WARNING – THIS PRODUCT MAY KILL YOU

Very clean, yet very dirty

Many products now carry health warnings or information about their environmental efficiency or the harm they cause.

Houses and flats for sale or rent must have an energy performance certificate, on which they are graded from A (the best) to G (the worst). A national, accessible database holds this ever growing body of information. This is of course a good idea, not least because heating our homes is a major contributor to greenhouse gases.

If you go to buy yourself an electrical appliance, say a fridge or washing machine, it will come with a large information sheet or sticker telling you how efficient it is, ranging from the best score of A+++ down to a sad D. In fact, these data have become crucial marketing information, and will usually be a factor considered by a shopper when comparing models.

Packaging on all processed foods must contain a table of nutrition information – we may not read that small print, but it is there, holding manufacturers to account and helping the conscientious consumer.

The visuals of tumours etc are horrible – I’ve chosen something less alarming here!

All cigarette packets display graphic images of tumours and destroyed lungs, and large words warning us that basically if we so much as open the pack, we’ll die a horrible death by next Tuesday. In fact those warnings cover 50% of the packaging, leaving the other half for the much diminished brand imagery.

Yet you can own and drive a car and never have to face up to the environmental impact and health hazards it represents. This seems outrageous to me. Everyone is affected by your choice of vehicle, yet nowhere are its emissions displayed publicly.

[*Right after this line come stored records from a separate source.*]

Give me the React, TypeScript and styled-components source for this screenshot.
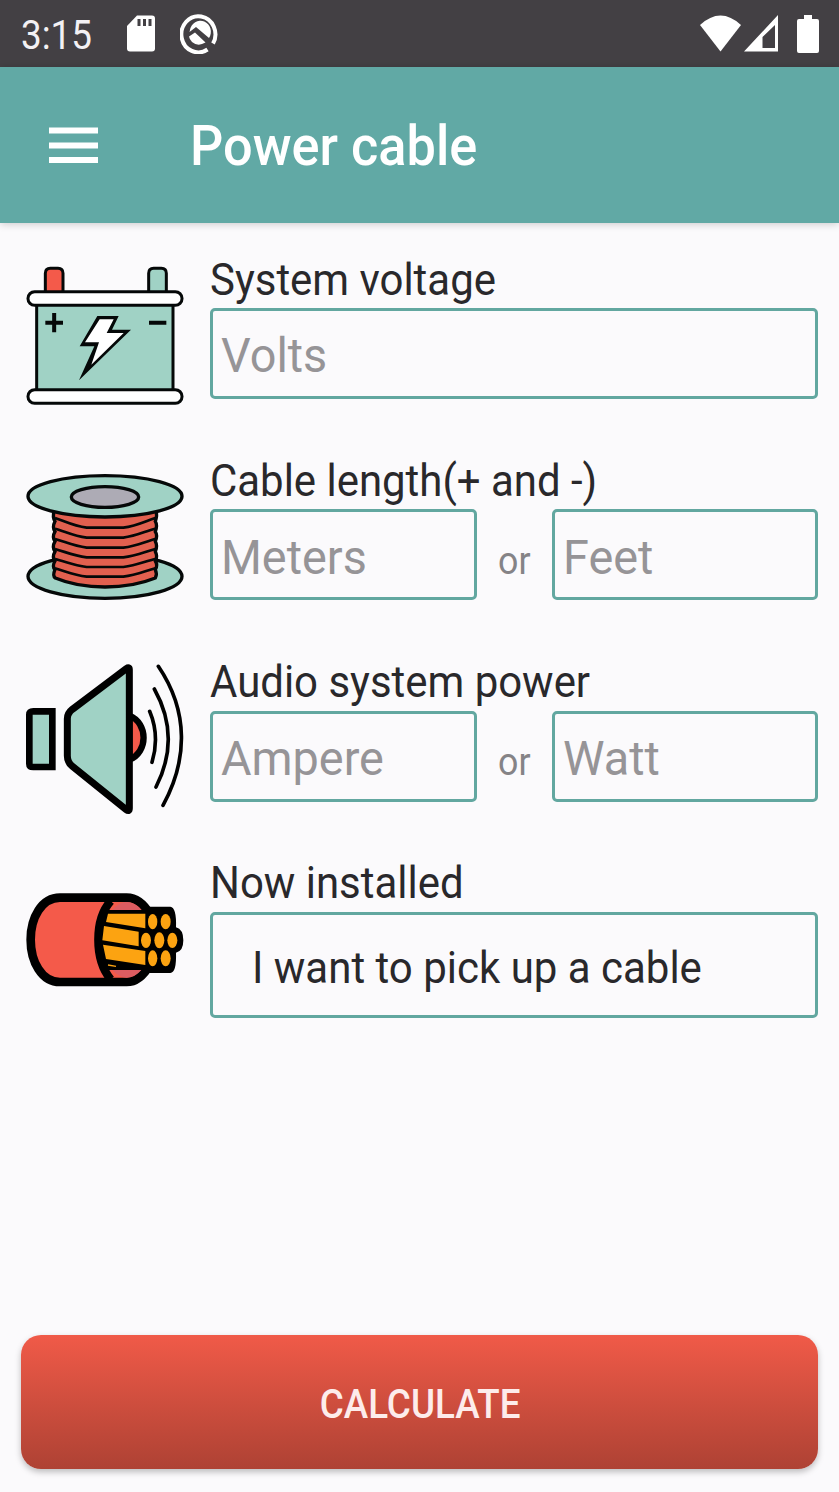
import React from "react";
import styled, { createGlobalStyle } from "styled-components";

const GlobalStyle = createGlobalStyle`
  * { box-sizing: border-box; }
  body { margin: 0; background: #fbfafc; font-family: Roboto, "Liberation Sans", sans-serif; }
  svg { display: block; flex: none; }
`;

const Screen = styled.div`
  width: 839px;
  height: 1492px;
  display: flex;
  flex-direction: column;
  background: #fbfafc;
  overflow: hidden;
`;

const StatusBar = styled.div`
  height: 67px;
  flex: none;
  display: flex;
  align-items: center;
  justify-content: space-between;
  background: #434044;
  padding: 0 20px 0 21px;
`;

const StatusGroup = styled.div<{ $gap: number }>`
  display: flex;
  align-items: center;
  gap: ${(p) => p.$gap}px;
`;

const Clock = styled.div`
  width: 73px;
  padding-top: 5px;
`;

const AppBar = styled.header`
  height: 156px;
  flex: none;
  display: flex;
  align-items: center;
  gap: 92px;
  padding: 0 48px;
  background: #61a9a5;
  box-shadow: 0 1px 8px rgba(0, 0, 0, 0.2);
`;

const Title = styled.h1`
  margin: 0;
  padding-top: 4px;
  font-size: inherit;
`;

const MenuButton = styled.button`
  border: 0;
  padding: 0;
  width: 50px;
  height: 37px;
  background: none;
`;

const Text = styled.span<{ $size: number; $squeeze?: number; $weight?: number; $color: string; $origin?: string }>`
  display: block;
  white-space: nowrap;
  font-size: ${(p) => p.$size}px;
  line-height: 1.172;
  font-weight: ${(p) => p.$weight ?? 400};
  color: ${(p) => p.$color};
  transform: scaleX(${(p) => p.$squeeze ?? 1});
  transform-origin: ${(p) => p.$origin ?? "left"} center;
`;

const Form = styled.main`
  flex: 1;
  display: flex;
  flex-direction: column;
  padding: 12.5px 21px 0 10px;
`;

const FormRow = styled.section`
  height: 201.33px;
  flex: none;
  display: flex;
  align-items: center;
  gap: 10px;
`;

const FieldColumn = styled.div`
  align-self: flex-start;
  flex: 1;
  display: flex;
  flex-direction: column;
  padding-top: 19px;
`;

const Label = styled.div`
  height: 53.5px;
  display: flex;
  align-items: flex-start;
`;

const Inputs = styled.div`
  display: flex;
  align-items: center;
`;

const Field = styled.div<{ $tall?: boolean }>`
  flex: 1;
  height: ${(p) => (p.$tall ? 106 : 91)}px;
  display: flex;
  align-items: center;
  border: 3px solid #62a7a0;
  border-radius: 5px;
  padding: ${(p) => (p.$tall ? "7px 0 0 39px" : "5px 0 0 8px")};
  overflow: hidden;
`;

const Or = styled.div`
  width: 75px;
  display: flex;
  justify-content: center;
  padding-top: 12px;
`;

const Footer = styled.footer`
  padding: 0 21px 23px;
`;

const CalculateButton = styled.button`
  width: 100%;
  height: 134px;
  display: flex;
  align-items: center;
  justify-content: center;
  border: 0;
  border-radius: 20px;
  padding: 6px 0 0 2px;
  font-family: inherit;
  background: linear-gradient(#f05a48, #ae4234);
  box-shadow: 0 3px 6px rgba(0, 0, 0, 0.25);
`;

const MINT = "#a0d2c5";
const RED = "#f45a4a";
const INK = "#050808";

const SdCardIcon = () => (
  <svg width="28" height="37" viewBox="0 0 28 37">
    <path d="M10 .5H25Q28 .5 28 3.5V33.500Q28 36.500 25 36.500H3Q0 36.500 0 33.500V11Z" fill="#fff" />
    <path d="M12 4V11M17.500 4V11M23 4V11" stroke="#434044" strokeWidth="3" />
  </svg>
);

const AndroidQIcon = () => (
  <svg width="38" height="41" viewBox="0 0 38 41" fill="none">
    <path d="M27.500 36.500A17 18 0 1 1 33 30.500" stroke="#fff" strokeWidth="4" />
    <path d="M10 17A10.500 11 0 1 1 29 25L16 14L9.500 19Z" fill="#fff" />
    <path d="M9 23.500L15 19.500L25.500 29.500Q18 34 12 29Q9.500 26.500 9 23.500Z" fill="#fff" />
    <path d="M25 26L34 36" stroke="#434044" strokeWidth="3" />
  </svg>
);

const WifiIcon = () => (
  <svg width="41" height="37" viewBox="0 0 41 37">
    <path d="M0 10Q20.500-9 41 10L20.500 36.500Z" fill="#fff" />
  </svg>
);

const SignalIcon = () => (
  <svg width="34" height="37" viewBox="0 0 34 37">
    <path d="M34 0V36.500H0ZM31 10L18.500 22V33H31Z" fill="#fff" fillRule="evenodd" />
  </svg>
);

const BatteryLevelIcon = () => (
  <svg width="22" height="38" viewBox="0 0 22 38">
    <path d="M7 0H15V4H20Q22 4 22 6V36Q22 38 20 38H2Q0 38 0 36V6Q0 4 2 4H7Z" fill="#fff" />
  </svg>
);

const CarBatteryIcon = () => (
  <svg width="190" height="170" viewBox="0 3 570 510" stroke={INK} strokeWidth="9">
    <path d="M106 128V70Q106 55 121 55H144Q159 55 159 70V128Z" fill={RED} />
    <path d="M416 128V70Q416 55 431 55H454Q469 55 469 70V128Z" fill={MINT} />
    <rect x="80" y="160" width="409" height="264" fill={MINT} />
    <rect x="54" y="125" width="462" height="41" rx="20" fill="#fff" />
    <rect x="54" y="419" width="462" height="41" rx="20" fill="#fff" />
    <path d="M106 218H159M132.500 189V247M417 218H469" strokeWidth="12" fill="none" />
    <path d="M262 198H326L306 239H363L207 391L253 289H209Z" fill={INK} stroke="none" />
    <path d="M269 208H311L290 249H341L244 344L267 277H225Z" fill="#fff" stroke="none" />
  </svg>
);

const SpoolIcon = () => (
  <svg width="190" height="155" viewBox="0 0 570 465" stroke={INK} strokeWidth="10">
    <ellipse cx="285" cy="349" rx="231" ry="66" fill={MINT} />
    <path d="M133 145V352Q200 380 285 380T438 352V145Z" fill="#e2604f" stroke="none" />
    <path
      d="M133 150C128 166 129 175 135 184C128 198 129 207 135 215C128 227 129 236 135 244C128 256 129 266 135 275C128 287 129 296 135 303C128 315 129 323 135 329C130 340 130 350 136 354Q200 381 285 381T436 354C440 346 440 337 436 329C441 321 441 311 436 303C441 294 441 284 436 275C441 263 441 253 436 244C441 232 441 222 436 215C441 201 441 192 436 184C441 170 441 161 438 150"
      fill="none"
    />
    <path
      d="M135 174C165 184 190 198 230 203H340C380 198 405 184 436 174M135 206C165 214 190 228 230 233H340C380 228 405 214 436 206M135 237C165 245 190 258 230 263H340C380 258 405 245 436 237M135 267C165 275 190 287 230 292H340C380 287 405 275 436 267M135 297C165 304 190 316 230 321H340C380 316 405 304 436 297M135 325C165 333 190 345 230 350H340C380 345 405 333 436 325"
      fill="none"
      strokeWidth="8"
    />
    <ellipse cx="285" cy="109" rx="231" ry="62" fill={MINT} />
    <ellipse cx="285" cy="111" rx="101" ry="31" fill="#adabb5" />
  </svg>
);

const SpeakerIcon = () => (
  <svg width="190" height="175" viewBox="0 0 570 525" stroke="#000" strokeWidth="20">
    <path d="M127 181H70Q58 181 58 191V338Q58 348 70 348H127Z" fill={MINT} />
    <path d="M358 194C415 216 415 304 358 326Z" fill={RED} strokeWidth="19" />
    <path d="M358 56Q358 47 349 53L187 175Q172 187 172 203V314Q172 334 187 346L349 476Q358 483 358 472Z" fill={MINT} strokeWidth="21" />
    <path d="M419 181Q450 255 426 334M433 114C489 214 488 310 438 408M445 46C537 182 533 328 459 463" fill="none" strokeWidth="11" strokeLinecap="round" />
  </svg>
);

const CableIcon = () => (
  <svg width="190" height="120" viewBox="0 0 570 360" stroke="#000" strokeWidth="26">
    <path d="M150 53H350C382 53 405 77 421 105V252C405 280 382 306 350 306H150C95 306 62 245 62 179S95 53 150 53Z" fill={RED} />
    <path d="M350 66C334 66 318 76 308 90H394Q375 66 350 66ZM308 270H394Q375 293 350 293Q324 291 308 270Z" fill="#dd5c61" stroke="none" />
    <path d="M288 90H410L418 80H481Q500 82 498 142Q520 148 520 181T498 218Q500 277 481 279H418L410 270H288Q245 179 288 90Z" fill="#000" stroke="none" />
    <path d="M302 63Q265 105 265 179T302 298" fill="none" strokeWidth="25" />
    <path d="M294 101H406V145L288 126ZM282 138L386 155V199L277 181ZM279 194L406 213V255L288 237Z" fill="#fca311" stroke="none" />
    <g fill="#fca311" stroke="none">
      <ellipse cx="428" cy="125" rx="14" ry="23" />
      <ellipse cx="467" cy="125" rx="15" ry="23" />
      <ellipse cx="408" cy="181" rx="15" ry="23" />
      <ellipse cx="448" cy="181" rx="15" ry="24" />
      <ellipse cx="487" cy="181" rx="15" ry="23" />
      <ellipse cx="428" cy="235" rx="14" ry="24" />
      <ellipse cx="467" cy="235" rx="15" ry="24" />
    </g>
    <path d="M294 255L318 259" stroke="#fca311" strokeWidth="4" />
  </svg>
);

const Caption = ({ children }: { children: string }) => (
  <Label>
    <Text $size={44} $squeeze={0.953} $color="#29282b">{children}</Text>
  </Label>
);

const Hint = ({ children }: { children: string }) => (
  <Text $size={49} $squeeze={0.955} $color="#969497">{children}</Text>
);

const PairRow = ({ icon, label, first, second }: { icon: React.ReactNode; label: string; first: string; second: string }) => (
  <FormRow>
    {icon}
    <FieldColumn>
      <Caption>{label}</Caption>
      <Inputs>
        <Field><Hint>{first}</Hint></Field>
        <Or><Text $size={38} $squeeze={0.94} $origin="center" $color="#858386">or</Text></Or>
        <Field><Hint>{second}</Hint></Field>
      </Inputs>
    </FieldColumn>
  </FormRow>
);

export default function App() {
  return (
    <>
      <GlobalStyle />
      <Screen>
        <StatusBar>
          <StatusGroup $gap={25}>
            <StatusGroup $gap={33}>
              <Clock>
                <Text $size={40} $squeeze={0.92} $color="#f3f1f4">3:15</Text>
              </Clock>
              <SdCardIcon />
            </StatusGroup>
            <AndroidQIcon />
          </StatusGroup>
          <StatusGroup $gap={19}>
            <StatusGroup $gap={3}>
              <WifiIcon />
              <SignalIcon />
            </StatusGroup>
            <BatteryLevelIcon />
          </StatusGroup>
        </StatusBar>
        <AppBar>
          <MenuButton aria-label="Menu">
            <svg width="50" height="37" viewBox="0 0 50 37">
              <path d="M1 3.500H50M1 18.500H50M1 33H50" stroke="#fff" strokeWidth="6" />
            </svg>
          </MenuButton>
          <Title>
            <Text $size={56} $squeeze={0.934} $weight={500} $color="#fff">Power cable</Text>
          </Title>
        </AppBar>
        <Form>
          <FormRow>
            <CarBatteryIcon />
            <FieldColumn>
              <Caption>System voltage</Caption>
              <Inputs>
                <Field><Hint>Volts</Hint></Field>
              </Inputs>
            </FieldColumn>
          </FormRow>
          <PairRow icon={<SpoolIcon />} label="Cable length(+ and -)" first="Meters" second="Feet" />
          <PairRow icon={<SpeakerIcon />} label="Audio system power" first="Ampere" second="Watt" />
          <FormRow>
            <CableIcon />
            <FieldColumn>
              <Caption>Now installed</Caption>
              <Inputs>
                <Field $tall>
                  <Text $size={44} $squeeze={0.954} $color="#29282b">I want to pick up a cable</Text>
                </Field>
              </Inputs>
            </FieldColumn>
          </FormRow>
        </Form>
        <Footer>
          <CalculateButton>
            <Text $size={40} $squeeze={0.92} $weight={500} $origin="center" $color="#fdeceb">CALCULATE</Text>
          </CalculateButton>
        </Footer>
      </Screen>
    </>
  );
}
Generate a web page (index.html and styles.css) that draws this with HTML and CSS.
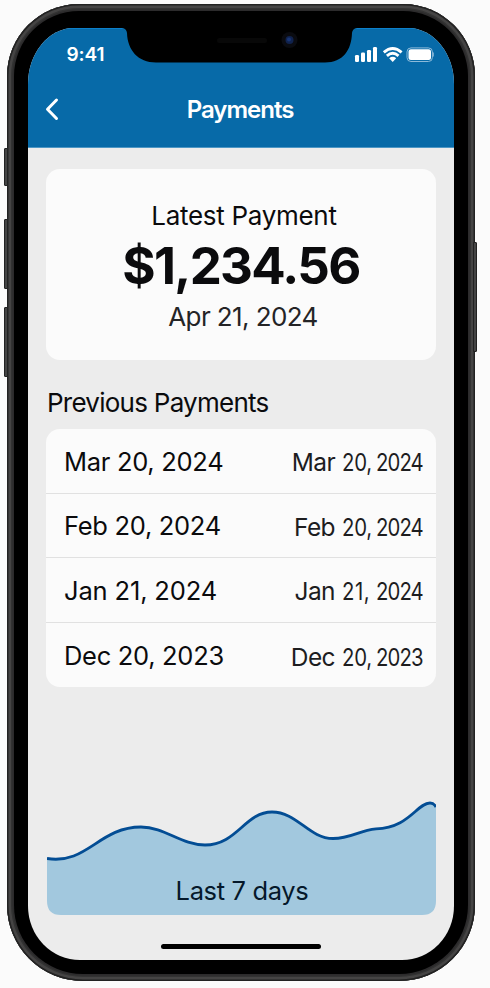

Imagine if cars had to display health warnings, as do cigarette packets. Picture a new Range Rover, with its driver’s door emblazoned with:

This car produces 209g/km of CO2

(EU target for average car 95g/km)

Or, more simply:

Emissions category D

Of course, this information would be better displayed graphically, more like the energy performance certificate above.

So, while the rest of the bodywork is beautifully finished in the sexy colour of your choice – manly black, or quirky canary yellow, the driver’s door is a standard government-approved notice, indelibly stuck on. On the passenger door, it could say:

Careful children – high-fronted heavy vehicle, much more likely to kill you

In fact, this could be seen as a rather moderate idea. To follow the analogy with the fag packet a bit further, half of the bodywork should be covered with the warnings – running from the front bumper, along the wing, the doors and to the rear lights.

Perhaps, just to reinforce the message, the interior could also display data for the driver and passengers, for when they grow accustomed to the messages on the exterior and need reminding.

Of course such a suggestion smashes hard up against several assumptions that we have all grown up with – that an individual is free to choose what car to buy and drive; that that choice is at least in part aesthetic, where the car’s styling and colour are a matter of taste and personal expression; and that the bodywork of a car is a thing of beauty and perfection, to be polished, repaired and kept immaculate. People have come to see their car as an extension of themselves, a statement to the world about who they are and what they have achieved and value. (Of course this goes hand in hand with another entrenched assumption – that we are free to drive our cars whenever and wherever we wish. Look at the furious reception congestion charges encounter when they are imposed.)

Yes, I anticipate the argument that what I am suggesting is a form of public shaming. I prefer to see it within a framework of accountability, freedom of information and awareness-raising. Fleet vehicles often carry the friendly question, “How am I driving?” with a phone number to call. This serves two linked purposes: first, to enable a system of reporting of a commercial driver’s behaviour, be it good or bad; second, to remind the driver that s/he is being watched and is therefore accountable. Both hopefully improve the driving of the company’s fleet. In a similar vein, public buses usually contain information about how one can give feedback about the driver.

Put simply, if a vehicle’s emissions are clearly displayed in a consistent manner, the public will learn more. And in the same way that the makers of domestic appliances strive to achieve good scores for their machines, so would the car manufacturers feel further pressure to improve the emissions of their latest models. Of course, they face serious targets from the likes of the EU, but they perhaps don’t carry the same weight as a well-informed buying public.

I think there is a need to alter the status quo, where we are free to drive whatever vehicle we like, however large or polluting, on any public road with impunity (subject to London’s new ULEZ, and the UK’s two congestion zones). I suspect many people are in denial about how polluting their vehicles are; this idea might begin to make such denial harder to sustain. Visual information on a vehicle could also work in conjunction with the data held publicly about all registered vehicles, and could be used in a system of differential treatment. For example, vehicles emitting over a certain level could be prohibited from certain parts of cities, or from zones around schools, or from parking in certain places. Conversely, vehicles with very low emissions could receive priority.

This is the seed of an idea that obviously needs refinement – any feedback welcome!